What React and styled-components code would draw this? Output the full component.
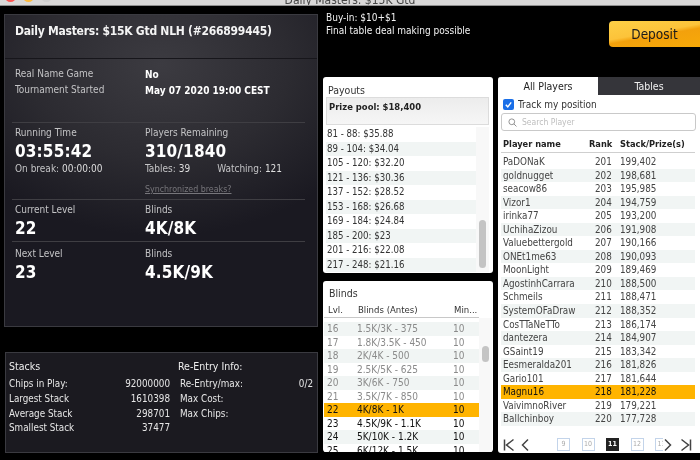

* * *

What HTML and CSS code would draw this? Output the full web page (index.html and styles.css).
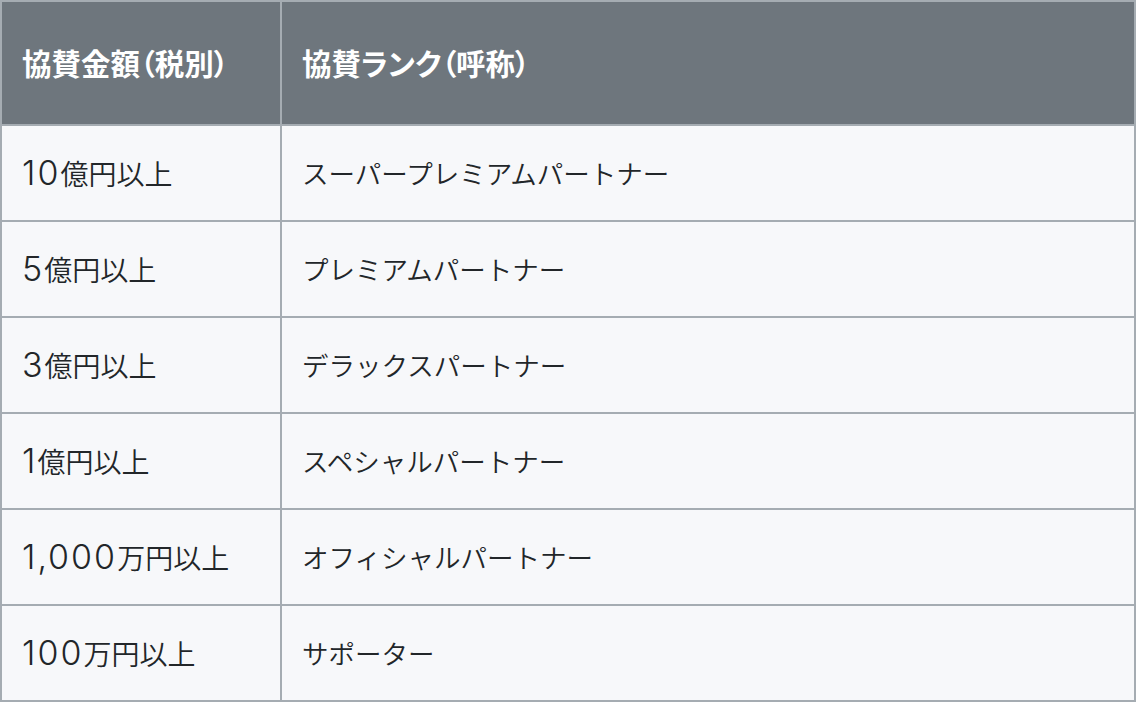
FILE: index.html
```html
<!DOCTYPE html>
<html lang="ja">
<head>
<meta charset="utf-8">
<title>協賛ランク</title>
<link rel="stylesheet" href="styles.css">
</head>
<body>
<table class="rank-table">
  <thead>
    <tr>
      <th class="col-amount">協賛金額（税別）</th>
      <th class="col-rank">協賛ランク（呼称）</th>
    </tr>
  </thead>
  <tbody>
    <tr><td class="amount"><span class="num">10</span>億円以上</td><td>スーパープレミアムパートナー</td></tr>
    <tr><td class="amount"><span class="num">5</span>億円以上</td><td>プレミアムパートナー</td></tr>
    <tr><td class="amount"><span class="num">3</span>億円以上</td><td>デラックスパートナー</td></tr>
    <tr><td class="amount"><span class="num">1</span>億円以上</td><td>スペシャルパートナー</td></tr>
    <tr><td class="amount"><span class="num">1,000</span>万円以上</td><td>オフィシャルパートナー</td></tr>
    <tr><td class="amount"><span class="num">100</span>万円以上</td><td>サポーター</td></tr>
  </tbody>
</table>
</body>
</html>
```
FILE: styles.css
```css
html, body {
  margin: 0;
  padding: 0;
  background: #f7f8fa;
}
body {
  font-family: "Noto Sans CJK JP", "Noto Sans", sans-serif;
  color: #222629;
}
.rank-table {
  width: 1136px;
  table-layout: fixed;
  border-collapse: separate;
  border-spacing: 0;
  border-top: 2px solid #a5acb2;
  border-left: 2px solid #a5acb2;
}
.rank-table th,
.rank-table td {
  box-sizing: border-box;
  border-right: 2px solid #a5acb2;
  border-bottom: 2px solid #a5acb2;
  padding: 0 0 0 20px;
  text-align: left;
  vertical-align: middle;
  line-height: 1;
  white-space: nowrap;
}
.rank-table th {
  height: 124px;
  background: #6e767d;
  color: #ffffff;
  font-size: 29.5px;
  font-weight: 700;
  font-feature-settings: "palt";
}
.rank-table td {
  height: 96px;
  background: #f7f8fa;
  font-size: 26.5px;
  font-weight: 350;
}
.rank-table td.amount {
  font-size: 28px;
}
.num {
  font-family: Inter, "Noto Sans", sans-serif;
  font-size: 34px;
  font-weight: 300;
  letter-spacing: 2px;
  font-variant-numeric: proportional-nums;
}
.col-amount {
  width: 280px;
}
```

*Task details*: All lines that include "styles" are to be gathered and copied.

*Task answer*:
What HTML and CSS code would draw this? Output the full web page (index.html and styles.css).
<link rel="stylesheet" href="styles.css">
FILE: styles.css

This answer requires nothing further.